3 comments on “Russell Reno: Affirming Authority

  1. Bart Hall (Kansas, USA) says:

    What I really think it sugars off as is this: Parents want their children to grow up. God does not want me constantly looking to him for advice, like some 4-year-old.

    Instead, we are to follow the example we have been given — the Christ — and within that framework, God wants us to become self-reliant.

    Not self-referential, but self reliant whilst referencing God’s best plan for our lives.

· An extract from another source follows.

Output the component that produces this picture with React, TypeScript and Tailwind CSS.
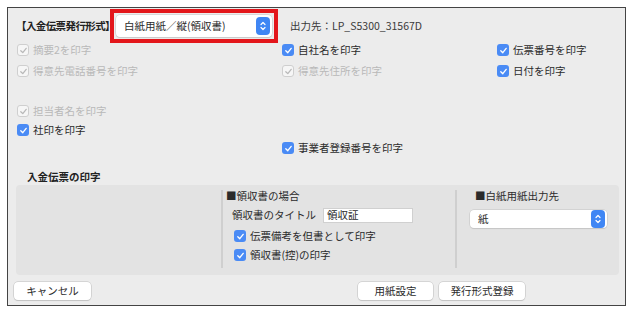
import React from 'react';

const FONT = '"Noto Sans CJK JP", "Noto Sans", sans-serif';

const CheckBox = ({ checked, disabled }: { checked?: boolean; disabled?: boolean }) => {
    if (disabled) {
        return (
            <span className="flex w-[12px] h-[12px] shrink-0 items-center justify-center rounded-[3px] border border-[#cfcfcf] bg-[#f6f6f6]">
                <svg width="9" height="9" viewBox="0 0 10 10">
                    <path d="M2 5.3 L4.2 7.4 L8 2.6" fill="none" stroke="#b8b8b8" strokeWidth="1.4" strokeLinecap="round" strokeLinejoin="round" />
                </svg>
            </span>
        );
    }
    return (
        <span className={`flex w-[12px] h-[12px] shrink-0 items-center justify-center rounded-[3px] ${checked ? 'bg-[#4a8bf5]' : 'bg-white border border-[#b5b5b5]'}`}>
            {checked && (
                <svg width="9" height="9" viewBox="0 0 10 10">
                    <path d="M2 5.3 L4.2 7.4 L8 2.6" fill="none" stroke="#ffffff" strokeWidth="1.5" strokeLinecap="round" strokeLinejoin="round" />
                </svg>
            )}
        </span>
    );
};

const Check = ({ label, checked, disabled }: { label: string; checked?: boolean; disabled?: boolean }) => (
    <div className="flex h-[12px] items-center gap-[4px]">
        <CheckBox checked={checked} disabled={disabled} />
        <span className={`whitespace-nowrap leading-[12px] ${disabled ? 'text-[#b9b9b9]' : 'text-[#2b2b2b]'}`}>{label}</span>
    </div>
);

const Stepper = () => (
    <span className="flex w-[14px] h-[18px] items-center justify-center rounded-[4px] bg-[#3f86f4]">
        <svg width="8" height="12" viewBox="0 0 8 12">
            <path d="M2 4.5 L4 2.5 L6 4.5" fill="none" stroke="#fff" strokeWidth="1.2" strokeLinecap="round" strokeLinejoin="round" />
            <path d="M2 7.5 L4 9.5 L6 7.5" fill="none" stroke="#fff" strokeWidth="1.2" strokeLinecap="round" strokeLinejoin="round" />
        </svg>
    </span>
);

const Select = ({ value, className }: { value: string; className: string }) => (
    <div className={`flex items-center justify-between rounded-[4px] bg-white pl-[8px] pr-[2px] shadow-[0_0_0_0.5px_#c4c4c4,0_1px_1px_rgba(0,0,0,0.12)] ${className}`}>
        <span className="whitespace-nowrap text-[#2b2b2b]">{value}</span>
        <Stepper />
    </div>
);

const Button = ({ label, className }: { label: string; className: string }) => (
    <button className={`flex h-[18px] items-center justify-center rounded-[4px] bg-white text-[#2b2b2b] shadow-[0_0_0_0.5px_#bdbdbd,0_1px_1px_rgba(0,0,0,0.15)] ${className}`}>
        {label}
    </button>
);

const App = () => {
    return (
        <div className="w-[635px] h-[314px] bg-white pl-[7px] pt-[7px] text-[10.5px]" style={{ fontFamily: FONT }}>
            <div className="w-[619px] h-[299px] border border-[#444] bg-[#ececec]">
                {/* header */}
                <div className="flex h-[36px] items-center pl-[8px]">
                    <span className="w-[94px] shrink-0 whitespace-nowrap font-bold tracking-[-0.6px] text-[#222]">【入金伝票発行形式】</span>
                    <div className="h-[34px] w-[168px] shrink-0 border-4 border-[#e3161b] p-[2px]">
                        <Select value="白紙用紙／縦(領収書)" className="h-[22px] w-full" />
                    </div>
                    <span className="ml-[12px] whitespace-nowrap text-[#3a3a3a]">出力先：LP_S5300_31567D</span>
                </div>

                {/* options */}
                <div className="grid grid-cols-[265px_215px_1fr] pl-[9px]">
                    <Check label="摘要2を印字" disabled />
                    <Check label="自社名を印字" checked />
                    <Check label="伝票番号を印字" checked />
                </div>
                <div className="mt-[9px] grid grid-cols-[265px_215px_1fr] pl-[9px]">
                    <Check label="得意先電話番号を印字" disabled />
                    <Check label="得意先住所を印字" disabled />
                    <Check label="日付を印字" checked />
                </div>
                <div className="mt-[28px] pl-[9px]">
                    <Check label="担当者名を印字" disabled />
                </div>
                <div className="mt-[7px] pl-[9px]">
                    <Check label="社印を印字" checked />
                </div>
                <div className="mt-[6px] pl-[274px]">
                    <Check label="事業者登録番号を印字" checked />
                </div>

                <div className="mt-[17px] h-[12px] pl-[19px] font-bold leading-[12px] text-[#222]">入金伝票の印字</div>

                {/* receipt box */}
                <div className="ml-[8px] mt-[2px] flex h-[90px] w-[603px] rounded-[4px] bg-[#e3e3e3] pt-[5px] pb-[7px]">
                    <div className="w-[205px]" />
                    <div className="w-[234px] border-l-2 border-[#cfcfcf] pl-[3px]">
                        <div className="h-[12px] leading-[12px] text-[#2b2b2b]">■領収書の場合</div>
                        <div className="mt-[7px] flex h-[12px] items-center pl-[6px]">
                            <span className="w-[91px] whitespace-nowrap leading-[12px] text-[#2b2b2b]">領収書のタイトル</span>
                            <div className="flex h-[15px] w-[90px] items-center border border-[#d0d0d0] bg-white pl-[3px] text-[#2b2b2b]">領収証</div>
                        </div>
                        <div className="mt-[9px] pl-[8px]">
                            <Check label="伝票備考を但書として印字" checked />
                        </div>
                        <div className="mt-[7px] pl-[8px]">
                            <Check label="領収書(控)の印字" checked />
                        </div>
                    </div>
                    <div className="border-l-2 border-[#cfcfcf] pl-[13px]">
                        <div className="h-[12px] pl-[5px] leading-[12px] text-[#2b2b2b]">■白紙用紙出力先</div>
                        <Select value="紙" className="mt-[8px] h-[18px] w-[137px]" />
                    </div>
                </div>

                {/* buttons */}
                <div className="mt-[7px] flex pl-[6px]">
                    <Button label="キャンセル" className="w-[77px]" />
                    <Button label="用紙設定" className="ml-[267px] w-[75px]" />
                    <Button label="発行形式登録" className="ml-[6px] w-[86px]" />
                </div>
            </div>
        </div>
    );
};

export default App;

    Mix those two up, or abdicate on God’s call to self-reliance … and the results will not be pretty. Self-reliant, not self-referential.

  2. Terry Tee says:

    I am now a diocesan priest but can remember that back in the days when I was a novice in a religious order, we had classes on the vows. Fr Bernard really made me think again about authority when it came to obedience. We expected him to begin with the importance of hierarchy, humility etc but instead he gave several examples from community life. His first example was the layman who was our equipment manager. ‘If Geoff tells me to put a certain kind of oil in the car I do it’ said Fr Bernard. He developed other examples and got us to see that actually we are under authority all the time, that it is normal, and that rightly exercised authority enables our flourishing and is for our good.

  3. AnglicanCasuist says:

    RRReno affirms the case that Victor Lee Austin makes in Up With Authority: Why We Need Authority to Flourish as Human Beings (a book I haven’t read), and goes on to say that God uses our finitude, and our ability to submit to authority, so that we can be “more than ourselves.”

    There is really nothing to quibble with here. I’m on the side of those who recognize the human need for proper authority. The question remains, how do I decide where to put my trust?

    Before Jesus said, “Follow me.” (John 1:43) he said, “Come and see.” (John 1:39)

    In my 2Epiphany sermon I took a hint from a commentary by Paul Nuechterlein at the Girardian Reflections on the Lectionary website, in which he emphasizes the double meaning of ‘meno’ in John 1:29-42, which is variously translated as abide, remain, staying, or dwelling depending on the version or context.

    Two of the Baptist’s disciples ask Jesus, “where are you staying?” Nuechterlein suggests that Jesus responds by making a pun on “meno.” The point is that Jesus’ street address isn’t that important because Jesus is always dwelling with the Father. After Andrew spends the day with Jesus, he finds Peter and tells him, “We have found the Messiah.” Presumably, Andrew is so captivated by spending time with Jesus that Andrew wants to continue to “stay” with Jesus and also tell others about him. The authority that Jesus commands starts with something strange and compelling – something mysterious that Michael Polanyi said begins in a kind of tacit understanding, or dimension.

    Polanyi used the analogy of the relationship between an apprentice and his master. The apprentice must trust that the master will guide him and teach him properly. In a sense, the student needs to faithfully remain in the care of the master, even when the tasks at hand seem pointless.

    [blockquote]In order to share this indwelling, the pupil must presume that a teaching which appears meaningless to start with has in fact a meaning which can be discovered by hitting on the same kind of indwelling as the teacher is practicing. Such an effort is based on accepting the teacher’s authority.[/blockquote] (The Tacit Dimension (Garden City, NY: Doubleday & Company, Inc., 1966).